(ATF) Guan Tao, the Global Chief Economist with Bank of China Securities and a director of the China Chief Economist Forum, has offered his insights on how the yuan may perform in coming months. The foreign exchange market in January saw the yuan exchange-rate rise sharply at the beginning of the year, but after it passed 6.5 to the dollar it slowed down, and market expectations tended to diverge. The rise of the yuan that month was driven by the onshore market, and the relationship between ‘international hot money flows’ and exchange rates were artificially pumped, Guan said.
The driving force behind appreciation of the yuan is the supply and demand of foreign exchange, he said. The increase in the surplus of foreign-related receipts and payments in trade in goods may reflect the impact of the transfer of the surplus in goods trade at the end of the previous year. In the context of continuous appreciation of the yuan, the market’s awareness of actively managing exchange rate risks has increased, and foreign exchange risks and the positive effects of the adjustment of the reserve policy began to appear.
In early January, the yuan exchange rate transaction price and central parity rose above 6.50, and then entered a state of shock. But Guan said the impact of this round of yuan appreciation on export companies was so far still mainly financial pressure, rather than export competitiveness shocks.
In January, the overall depreciation of CNH relative to CNY showed that the appreciation of the yuan was mainly driven by the onshore market. Changes in exchange-rate differences between domestic and foreign exchange rates reflect the impact of the net outflow of cross-border funds under the stock exchange. The relationship between the inflow of 'hot money' leading to the appreciation of the yuan, attracting more hot money inflows is not yet properly established. although Guan implies this is the case.
In January, expectations for the yuan exchange-rate tended to diverge, and the herd effect of “chasing the rise and killing the fall” in the foreign exchange market weakened, Guan said. The appreciation of the yuan was mainly driven by the forces of foreign-exchange supply and demand rather than market expectations.
That month, the bank’s forward (including options) settlement and sales aggregate surplus and the surplus in foreign exchange settlement and sales of trade in goods narrowed, while the surplus in foreign-related receipts and payments of trade in goods expanded during the same period, which may reflect an inadequacy of the surplus in trade in goods at the end of 2020.
In January, the market's proactive exchange rate risk-hedging ratio further increased, and the hedging – forced forward purchases of foreign exchange – has improved significantly.

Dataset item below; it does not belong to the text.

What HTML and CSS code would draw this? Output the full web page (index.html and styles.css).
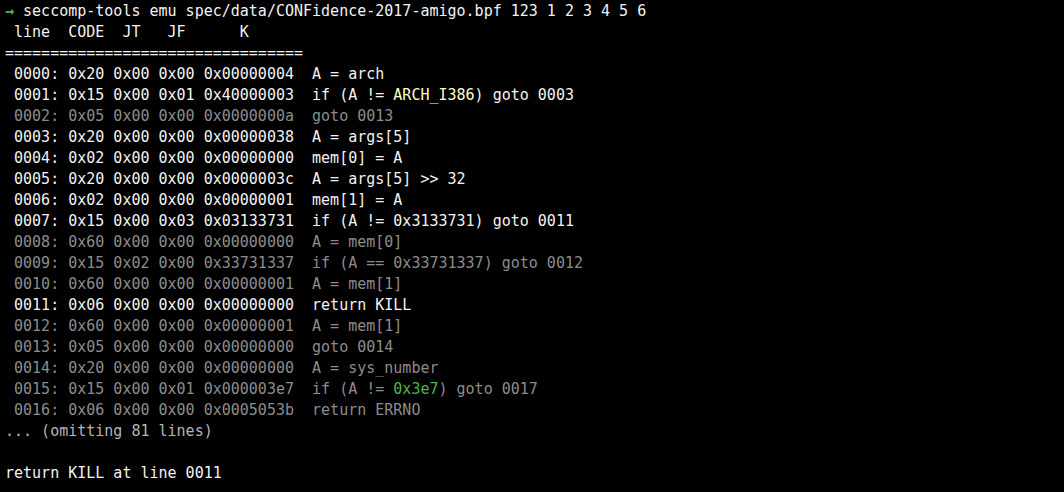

Recently, the State Administration of Foreign Exchange released data on banks’ foreign-exchange settlement and sales in January, data on foreign-related receipts and payments on behalf of clients, and data on foreign exchange market transactions. The specific analysis of the foreign exchange market in January based on the above data was as follows:
The yuan exchange rate rose sharply at the beginning of the year, entering the 6.40 era.
At the end of 2020, with a significant increase in foreign exchange surplus, the central parity and closing price of the yuan exchange rate both held the 6.50 mark. On January 4, the first trading day of the 2021, the median price dropped to 6.5408, but the closing price rose above 6.50. The next day, the median price jumped to 6.4760 in one go. Since then, the mid-price and closing price fluctuated within the range of 6.45 to 6.50. In the same month, the median price and closing price rose by 0.8% and 1.2% respectively, but from January 6 to January 29, the two only appreciated by 0.08% and 0.04%. From June 2020 to January 2021, the median price and closing price have appreciated by 10.2% and 10.6% respectively.
At the beginning of 2021, the US dollar index fell below 90 and then stopped falling and rebounded, rising by 0.6% throughout the month. Coupled with the appreciation of the yuan against the dollar, the exchange rate of the yuan against major currencies is generally stronger. In the same month, the nominal effective exchange rate index of the yuan compiled by the Bank for International Settlements rose 1.0%, and the real effective exchange rate index rose 1.2%. From June 2020 to January 2021, the two rose by 3.1% and 3.4%, respectively. The increase was much smaller than the bilateral exchange rate of the yuan during the same period, indicating that the current round of appreciation has so far been mainly financial pressure on export companies rather than on export competitiveness.
In January, the median price and closing price rose by 1.0% and 1.1% respectively from the previous month, and the appreciation has been around 1% for seven consecutive months . Given that there is a 1-3 month time difference between the export declaration and the receipt of the payment, and the US dollar accounted for a relatively high proportion of the company’s cross-border currency receipts and payments (90.4% in the current month), therefore, if the company has not paid for the US dollar in the past three months, if foreign exchange is collected for hedging, it will suffer a 1.1%-3.6% exchange loss.